As Odita and I chatted at the dock by the French Quarter, our conversation was constantly interrupted by the bleating of the ferry horn. There was a lot going on, in general, on the boardwalk, and I feared that his flags might get swallowed up by the noise of the city. To the public eye, these weren't conversation starters, exactly—they didn't scream, as Marilyn Minter's do, "Resist." It made me almost hope for a little controversy. In fact, yes, I wanted there to be something to talk about. (Maybe I wanted the Kara Walker.)

Odili Odita's flag on the Algiers Point ferry.

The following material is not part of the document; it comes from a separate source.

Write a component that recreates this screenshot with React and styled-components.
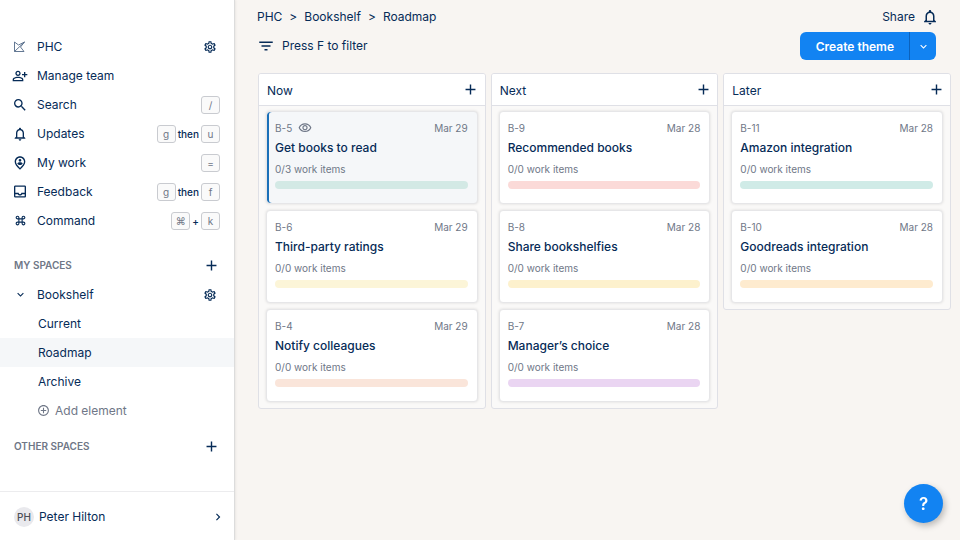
import React from "react";
import styled, { createGlobalStyle, css } from "styled-components";
import {
  MdOutlinePersonAddAlt,
  MdSearch,
  MdNotificationsNone,
  MdOutlinePersonPinCircle,
  MdOutlineInbox,
  MdKeyboardCommandKey,
  MdOutlineSettings,
  MdAdd,
  MdFilterList,
  MdOutlineVisibility,
  MdExpandMore,
  MdChevronRight,
  MdAddCircleOutline,
} from "react-icons/md";

const navy = "#062b57";
const grey = "#6f7787";
const blue = "#1283f2";

const GlobalStyle = createGlobalStyle`
  *, *::before, *::after { box-sizing: border-box; }
  body {
    margin: 0;
    background: #f8f5f2;
    color: ${navy};
    font-family: Inter, "Liberation Sans", sans-serif;
    font-size: 12px;
    line-height: 16px;
  }
  button { font: inherit; color: inherit; cursor: pointer; }
  ul, ol, h1, h2, h3, p { margin: 0; padding: 0; list-style: none; font: inherit; }
`;

const Layout = styled.div`
  display: flex;
  min-height: 100vh;
`;

const Sidebar = styled.aside`
  display: flex;
  flex-direction: column;
  flex: none;
  width: 235px;
  background: #fff;
  border-right: 1px solid #dcdcdc;
  box-shadow: 1px 0 2px rgba(0, 0, 0, 0.06);
`;

const Nav = styled.nav`
  flex: 1;
  padding-top: 32px;
`;

const rowStyle = css`
  display: flex;
  align-items: center;
  height: 29px;
`;

const NavRow = styled.li`
  ${rowStyle}
  padding-right: 14px;
`;

const SpaceRow = styled.div`
  ${rowStyle}
  padding-right: 14px;
`;

const NavLink = styled.a`
  display: flex;
  align-items: center;
  flex: 1;
  gap: 9px;
  padding-left: 12px;
  color: inherit;
  text-decoration: none;
`;

const IconSlot = styled.span`
  display: flex;
  justify-content: center;
  width: 16px;
`;

const Shortcut = styled.span`
  display: flex;
  align-items: center;
  gap: 2px;
  font-size: 10px;
  font-weight: 500;
`;

const Key = styled.kbd`
  display: flex;
  align-items: center;
  justify-content: center;
  width: 19px;
  height: 18px;
  border: 1px solid #c9cbd0;
  border-radius: 3px;
  background: #fafafa;
  color: ${grey};
  font: 400 10px/16px Inter, sans-serif;
`;

const IconButton = styled.button`
  display: flex;
  align-items: center;
  justify-content: center;
  width: 20px;
  height: 20px;
  padding: 0;
  border: 0;
  background: none;
`;

const SectionHeader = styled.div`
  ${rowStyle}
  justify-content: space-between;
  margin-top: ${(p) => (p.$tight ? "7px" : "16px")};
  padding: 0 13px 0 14px;
`;

const SectionTitle = styled.h2`
  padding-bottom: 1px;
  color: ${grey};
  font-size: 10px;
  font-weight: 600;
`;

const SubLink = styled.a`
  ${rowStyle}
  padding-left: 38px;
  background: ${(p) => (p.$active ? "#f5f7f9" : "transparent")};
  color: inherit;
  text-decoration: none;
`;

const AddElement = styled.button`
  ${rowStyle}
  gap: 5px;
  padding: 0 0 0 37px;
  border: 0;
  background: none;
  color: ${grey};
`;

const Profile = styled.button`
  display: flex;
  align-items: center;
  gap: 5px;
  height: 49px;
  padding: 2px 9px 0 14px;
  border: 0;
  border-top: 1px solid #ececee;
  background: none;
  text-align: left;
`;

const Avatar = styled.span`
  width: 20px;
  border-radius: 50%;
  background: #e9e9ed;
  color: #4b4e57;
  font-size: 10px;
  font-weight: 500;
  line-height: 20px;
  text-align: center;
`;

const ProfileName = styled.span`
  flex: 1;
`;

const Main = styled.main`
  flex: 1;
  min-width: 0;
  padding: 8px 9px 24px 22px;
`;

const TopBar = styled.header`
  display: flex;
  align-items: center;
  justify-content: space-between;
  height: 18px;
  padding-right: 11px;
`;

const Breadcrumbs = styled.ol`
  display: flex;
  gap: 7px;
`;

const PlainLink = styled.a`
  color: inherit;
  text-decoration: none;
`;

const TopActions = styled.div`
  display: flex;
  align-items: center;
  gap: 5px;
`;

const TextButton = styled.button`
  display: flex;
  align-items: center;
  gap: 7px;
  padding: 0;
  border: 0;
  background: none;
`;

const ToolBar = styled.div`
  display: flex;
  align-items: center;
  justify-content: space-between;
  margin-top: 6px;
  padding-right: 15px;
`;

const SplitButton = styled.div`
  display: flex;
  height: 28px;
  overflow: hidden;
  border-radius: 6px;
  background: ${blue};
  color: #fff;
`;

const CreateButton = styled.button`
  padding: 2px 15px 0 16px;
  border: 0;
  background: none;
  font-weight: 600;
`;

const SplitToggle = styled.button`
  display: flex;
  align-items: center;
  justify-content: center;
  width: 27px;
  padding: 0;
  border: 0;
  border-left: 1px solid #0b62bd;
  background: none;
`;

const Board = styled.div`
  display: grid;
  grid-template-columns: repeat(3, minmax(0, 1fr));
  align-items: start;
  gap: 5px;
  margin: 13px 0 0 1px;
`;

const Column = styled.section`
  overflow: hidden;
  border: 1px solid #dfe0e6;
  border-radius: 3px;
  background: #faf9f8;
`;

const ColumnHeader = styled.header`
  display: flex;
  align-items: center;
  justify-content: space-between;
  height: 32px;
  padding: 0 4px 0 8px;
  border-bottom: 1px solid #dfe0e6;
  background: #fff;
`;

const ColumnTitle = styled.h2`
  padding-top: 2px;
`;

const CardList = styled.ul`
  display: grid;
  gap: 6px;
  padding: 5px 7px 6px;
`;

const Card = styled.li`
  padding: 8px 9px 14px 8px;
  border: 1px solid #e6e6e8;
  border-radius: 4px;
  background: ${(p) => (p.$selected ? "#f5f7f9" : "#fff")};
  box-shadow: ${(p) => (p.$selected ? "inset 2px 0 0 #1b70b8, " : "")}0 0 3px rgba(0, 0, 0, 0.13);
`;

const CardMeta = styled.div`
  display: flex;
  align-items: center;
  gap: 6px;
  color: ${grey};
  font-size: 10px;
`;

const CardDate = styled.time`
  margin-left: auto;
`;

const CardTitle = styled.h3`
  margin: 2px 0 3px;
  font-weight: 500;
  line-height: 20px;
`;

const WorkItems = styled.p`
  color: ${grey};
  font-size: 10px;
`;

const ProgressBar = styled.div`
  height: 8px;
  margin-top: 4px;
  border-radius: 4px;
  background: ${(p) => p.$tone};
`;

const HelpButton = styled.button`
  position: fixed;
  right: 17px;
  bottom: 17px;
  width: 39px;
  height: 39px;
  padding: 0;
  border: 0;
  border-radius: 50%;
  background: ${blue};
  box-shadow: 2px 3px 6px rgba(0, 0, 0, 0.25);
  color: #fff;
  font-size: 17px;
  font-weight: 600;
`;

const WorkspaceLogo = () => (
  <svg width="14" height="12" viewBox="0 0 14 12" fill="none" stroke="#526a88" strokeWidth="0.9" strokeLinejoin="round">
    <path d="M1.5 1v9.5h9.5L7.5 6 11.5 1 1.5 10.5M1.5 1 5.5 4 11.5 1" />
  </svg>
);

const shortcuts = [
  { label: "PHC", icon: <WorkspaceLogo />, settings: true },
  { label: "Manage team", icon: <MdOutlinePersonAddAlt size={18} /> },
  { label: "Search", icon: <MdSearch size={18} />, keys: ["/"] },
  { label: "Updates", icon: <MdNotificationsNone size={18} />, keys: ["g", "u"], join: "then" },
  { label: "My work", icon: <MdOutlinePersonPinCircle size={16} />, keys: ["="] },
  { label: "Feedback", icon: <MdOutlineInbox size={17} />, keys: ["g", "f"], join: "then" },
  { label: "Command", icon: <MdKeyboardCommandKey size={13} />, keys: ["⌘", "k"], join: "+" },
];

const columns = [
  {
    title: "Now",
    cards: [
      { id: "B-5", date: "Mar 29", title: "Get books to read", items: "0/3", tone: "#d3e9e5", selected: true },
      { id: "B-6", date: "Mar 29", title: "Third-party ratings", items: "0/0", tone: "#fcf5d8" },
      { id: "B-4", date: "Mar 29", title: "Notify colleagues", items: "0/0", tone: "#fae5da" },
    ],
  },
  {
    title: "Next",
    cards: [
      { id: "B-9", date: "Mar 28", title: "Recommended books", items: "0/0", tone: "#fbdad8" },
      { id: "B-8", date: "Mar 28", title: "Share bookshelfies", items: "0/0", tone: "#fdf1cd" },
      { id: "B-7", date: "Mar 28", title: "Manager’s choice", items: "0/0", tone: "#ead5f2" },
    ],
  },
  {
    title: "Later",
    cards: [
      { id: "B-11", date: "Mar 28", title: "Amazon integration", items: "0/0", tone: "#d0ebe7" },
      { id: "B-10", date: "Mar 28", title: "Goodreads integration", items: "0/0", tone: "#feebcf" },
    ],
  },
];

function NavItem({ as: Row = NavRow, label, icon, keys, join, settings }) {
  return (
    <Row>
      <NavLink href="#">
        <IconSlot>{icon}</IconSlot>
        {label}
      </NavLink>
      {settings && (
        <IconButton aria-label={`${label} settings`}>
          <MdOutlineSettings size={14} />
        </IconButton>
      )}
      {keys && (
        <Shortcut>
          <Key>{keys[0]}</Key>
          {join}
          {keys[1] && <Key>{keys[1]}</Key>}
        </Shortcut>
      )}
    </Row>
  );
}

function Section({ title, tight }) {
  return (
    <SectionHeader $tight={tight}>
      <SectionTitle>{title}</SectionTitle>
      <IconButton aria-label={`Add to ${title}`}>
        <MdAdd size={17} />
      </IconButton>
    </SectionHeader>
  );
}

function ThemeCard({ card }) {
  return (
    <Card $selected={card.selected}>
      <CardMeta>
        <span>{card.id}</span>
        {card.selected && <MdOutlineVisibility size={14} />}
        <CardDate>{card.date}</CardDate>
      </CardMeta>
      <CardTitle>{card.title}</CardTitle>
      <WorkItems>{card.items} work items</WorkItems>
      <ProgressBar $tone={card.tone} />
    </Card>
  );
}

export default function App() {
  return (
    <>
      <GlobalStyle />
      <Layout>
        <Sidebar>
          <Nav>
            <ul>
              {shortcuts.map((item) => (
                <NavItem key={item.label} {...item} />
              ))}
            </ul>
            <Section title="MY SPACES" />
            <NavItem as={SpaceRow} label="Bookshelf" icon={<MdExpandMore size={13} />} settings />
            <SubLink href="#">Current</SubLink>
            <SubLink href="#" $active aria-current="page">Roadmap</SubLink>
            <SubLink href="#">Archive</SubLink>
            <AddElement>
              <MdAddCircleOutline size={13} />
              Add element
            </AddElement>
            <Section title="OTHER SPACES" tight />
          </Nav>
          <Profile>
            <Avatar>PH</Avatar>
            <ProfileName>Peter Hilton</ProfileName>
            <MdChevronRight size={14} />
          </Profile>
        </Sidebar>
        <Main>
          <TopBar>
            <Breadcrumbs>
              <li><PlainLink href="#">PHC</PlainLink></li>
              <li aria-hidden="true">&gt;</li>
              <li><PlainLink href="#">Bookshelf</PlainLink></li>
              <li aria-hidden="true">&gt;</li>
              <li><PlainLink href="#">Roadmap</PlainLink></li>
            </Breadcrumbs>
            <TopActions>
              <TextButton>Share</TextButton>
              <IconButton aria-label="Notifications">
                <MdNotificationsNone size={18} />
              </IconButton>
            </TopActions>
          </TopBar>
          <ToolBar>
            <TextButton>
              <MdFilterList size={18} />
              Press F to filter
            </TextButton>
            <SplitButton>
              <CreateButton>Create theme</CreateButton>
              <SplitToggle aria-label="More create options">
                <MdExpandMore size={13} />
              </SplitToggle>
            </SplitButton>
          </ToolBar>
          <Board>
            {columns.map((column) => (
              <Column key={column.title}>
                <ColumnHeader>
                  <ColumnTitle>{column.title}</ColumnTitle>
                  <IconButton aria-label={`Add to ${column.title}`}>
                    <MdAdd size={17} />
                  </IconButton>
                </ColumnHeader>
                <CardList>
                  {column.cards.map((card) => (
                    <ThemeCard key={card.id} card={card} />
                  ))}
                </CardList>
              </Column>
            ))}
          </Board>
        </Main>
      </Layout>
      <HelpButton aria-label="Help">?</HelpButton>
    </>
  );
}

Despite being in a city where there is so much public art, or because of it, Prospect.4 feels a little unsure out in the open (save for the blistering plein air guitar performance created by the artist Naama Tsabar and put on by a group of 21, most of them women, in Washington Square Park). This triennial is still very much for its core art world audience. One of my favorite Prospect discoveries is the rising star Genevieve Gaignard, a kind of mixed-race Cindy Sherman who re-designed two rooms into a combination salon and chapel, with old furniture, church pews, found photos, mirrors, and wallpaper that works in the schematics of slave ships. The installation was located in the lobby of the Ace Hotel, where many of the artists were staying, not to mention guests of Serena Williams's wedding, which took place in New Orleans at the same time. Gaignard's made-over room and her inventive self-portraits were vibrant and fresh and felt right in their place. It was something that people were talking about—and not just because Beyoncé was spotted admiring it.

Genevieve Gaignard at her installation in the Ace Hotel.